Today, clean and renewable energy technologies are receiving more attention in scientific research. Among the most promising is solar energy. Numerous devices have been created to harness this energy and convert it into electrical power. Researchers have recently become interested in the solar chimney, which is less common than PV system and have a poor efficiency. Recently, the exploitation and use of solar chimneys have grown significantly due to their simplicity and wide application potential. The study of the effects of ambient temperature and solar radiation on absorber and collector mean temperature in a solar chimney was the objective of this experimental study. A solar chimney prototype with a collector diameter of 1 m equipped with 10 temperature sensors (5 on the absorber and 5 on the collector in the same plan) was constructed.

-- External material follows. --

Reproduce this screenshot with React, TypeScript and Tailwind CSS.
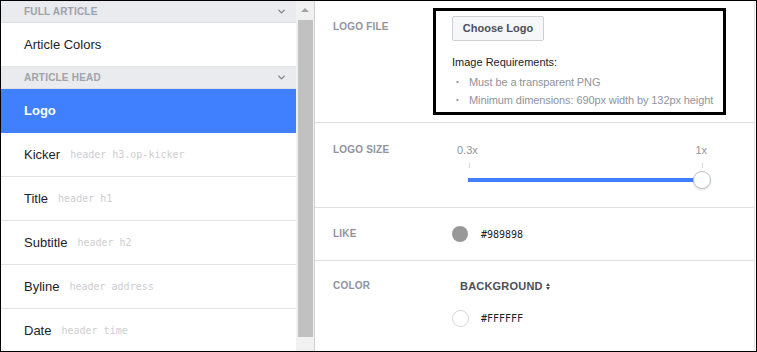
import React from 'react';
import { ChevronDown } from 'lucide-react';

const items = [
  { name: 'Kicker', sel: 'header h3.op-kicker' },
  { name: 'Title', sel: 'header h1' },
  { name: 'Subtitle', sel: 'header h2' },
  { name: 'Byline', sel: 'header address' },
  { name: 'Date', sel: 'header time' },
];

const mono = { fontFamily: '"DejaVu Sans Mono", monospace' };

const SectionHead: React.FC<{ label: string }> = ({ label }) => (
  <div className="h-[22px] shrink-0 flex items-center justify-between pl-[23px] pr-[9px] bg-[#e9ebee] border-b border-[#dddfe2] text-[10px] font-bold text-[#9ea2a9] tracking-[0.2px]">
    <span>{label}</span>
    <ChevronDown size={11} strokeWidth={3} className="text-[#7f8389]" />
  </div>
);

const Row: React.FC<{ children: React.ReactNode; active?: boolean }> = ({ children, active }) => (
  <div
    className={
      'h-[44px] shrink-0 flex items-center pl-[23px] border-b text-[13px] ' +
      (active ? 'bg-[#4080ff] border-[#4080ff] text-white font-bold' : 'bg-white border-[#e3e4e6] text-[#1d2129]')
    }
  >
    {children}
  </div>
);

const Label: React.FC<{ children: React.ReactNode }> = ({ children }) => (
  <div className="w-[119px] shrink-0 text-[10px] leading-[14px] font-bold text-[#90949c] tracking-[0.2px]">{children}</div>
);

export default function App() {
  return (
    <div
      className="w-[757px] h-[352px] border border-black flex overflow-hidden bg-white relative"
      style={{ fontFamily: '"Liberation Sans", Arial, sans-serif' }}
    >
      {/* sidebar */}
      <div className="w-[295px] shrink-0 flex flex-col overflow-hidden">
        <SectionHead label="FULL ARTICLE" />
        <Row>Article Colors</Row>
        <SectionHead label="ARTICLE HEAD" />
        <Row active>Logo</Row>
        {items.map((it) => (
          <Row key={it.name}>
            <span>{it.name}</span>
            <span className="ml-[10px] text-[10px] text-[#ccced2]" style={mono}>
              {it.sel}
            </span>
          </Row>
        ))}
      </div>

      {/* scrollbar */}
      <div className="w-[19px] shrink-0 bg-[#f1f1f1] flex flex-col items-center border-r border-[#cfcfcf]">
        <div className="h-[17px] flex items-center justify-center">
          <div className="w-0 h-0 border-l-[4px] border-r-[4px] border-b-[4px] border-l-transparent border-r-transparent border-b-[#a3a3a3]" />
        </div>
        <div className="w-[15px] h-[317px] bg-[#c1c1c1] mt-[2px]" />
      </div>

      {/* settings */}
      <div className="flex-1 flex flex-col border-r border-[#e3e4e6] mr-[1px]">
        <div className="h-[122px] shrink-0 flex pl-[18px] pt-[19px] border-b border-[#dddfe2]">
          <Label>LOGO FILE</Label>
          <div className="flex flex-col -mt-[4px]">
            <button className="w-[92px] h-[25px] bg-[#f6f7f9] border border-[#ced0d4] rounded-[2px] text-[11px] font-bold text-[#4b4f56]">
              Choose Logo
            </button>
            <div className="mt-[14px] text-[11px] leading-[14px] text-[#1d2129]">Image Requirements:</div>
            <ul className="mt-[4px] text-[11px] text-[#90949c] leading-[18px] tracking-[-0.1px]">
              <li className="flex"><span className="w-[17px] pl-[4px] text-[8px]">•</span>Must be a transparent PNG</li>
              <li className="flex"><span className="w-[17px] pl-[4px] text-[8px]">•</span>Minimum dimensions: 690px width by 132px height</li>
            </ul>
          </div>
        </div>

        <div className="h-[85px] shrink-0 flex pl-[18px] pt-[20px] border-b border-[#dddfe2]">
          <Label>LOGO SIZE</Label>
          <div className="w-[255px] flex flex-col">
            <div className="flex justify-between text-[11px] leading-[14px] text-[#90949c] pl-[5px]">
              <span>0.3x</span>
              <span>1x</span>
            </div>
            <div className="flex justify-between pl-[17px] pr-[4px] mt-[6px]">
              <div className="w-[1px] h-[5px] bg-[#d3d5d8]" />
              <div className="w-[1px] h-[5px] bg-[#d3d5d8]" />
            </div>
            <div className="relative h-[18px] mt-[3px] ml-[16px]">
              <div className="absolute left-0 top-[7px] w-[230px] h-[4px] bg-[#4080ff]" />
              <div className="absolute left-[225px] top-0 w-[18px] h-[18px] rounded-full bg-white border border-[#bec2c9] shadow-[0_1px_2px_rgba(0,0,0,0.15)]" />
            </div>
          </div>
        </div>

        <div className="h-[53px] shrink-0 flex items-center pl-[18px] border-b border-[#dddfe2]">
          <Label>LIKE</Label>
          <div className="w-[16px] h-[16px] rounded-full bg-[#989898]" />
          <span className="ml-[13px] text-[10px] text-[#1d2129]" style={mono}>#989898</span>
        </div>

        <div className="flex-1 flex pl-[18px] pt-[18px]">
          <Label>COLOR</Label>
          <div className="flex flex-col">
            <div className="ml-[8px] text-[11px] leading-[14px] font-bold text-[#4b4f56] flex items-center tracking-[0.2px]">
              BACKGROUND
              <span className="ml-[3px] flex flex-col gap-[1px]">
                <span className="w-0 h-0 border-l-[2.5px] border-r-[2.5px] border-b-[3px] border-l-transparent border-r-transparent border-b-[#4b4f56]" />
                <span className="w-0 h-0 border-l-[2.5px] border-r-[2.5px] border-t-[3px] border-l-transparent border-r-transparent border-t-[#4b4f56]" />
              </span>
            </div>
            <div className="flex items-center mt-[17px]">
              <div className="w-[17px] h-[17px] rounded-full bg-white border border-[#d3d5d8]" />
              <span className="ml-[12px] text-[10px] text-[#1d2129]" style={mono}>#FFFFFF</span>
            </div>
          </div>
        </div>
      </div>

      {/* highlight box */}
      <div className="absolute left-[432px] top-[7px] w-[293px] h-[107px] border-[3px] border-black pointer-events-none" />
    </div>
  );
}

The experiments were conducted in an arid climate. The variation of the ten temperature sensors within these locations, as well as the ambient temperature and solar radiation, has been carried out every minute. The findings show that ambient temperature and solar radiation have an impact on the mean temperatures of the absorber and collector. The evolution of the mean absorber and collector temperatures as a function of solar radiation and ambient temperature has been described by a mathematical model (polynomial). The models were validated using R² and RMSE statistical indicators. The model temperatures fit well the experimental results.

Higher collector and absorber temperatures result in increased air circulation speed within the solar chimney, as well as increased the chimney solar power and efficiency. Similarly, the absorber and collector temperatures in the solar chimney are influenced by the materials selection and the absorber and collector design.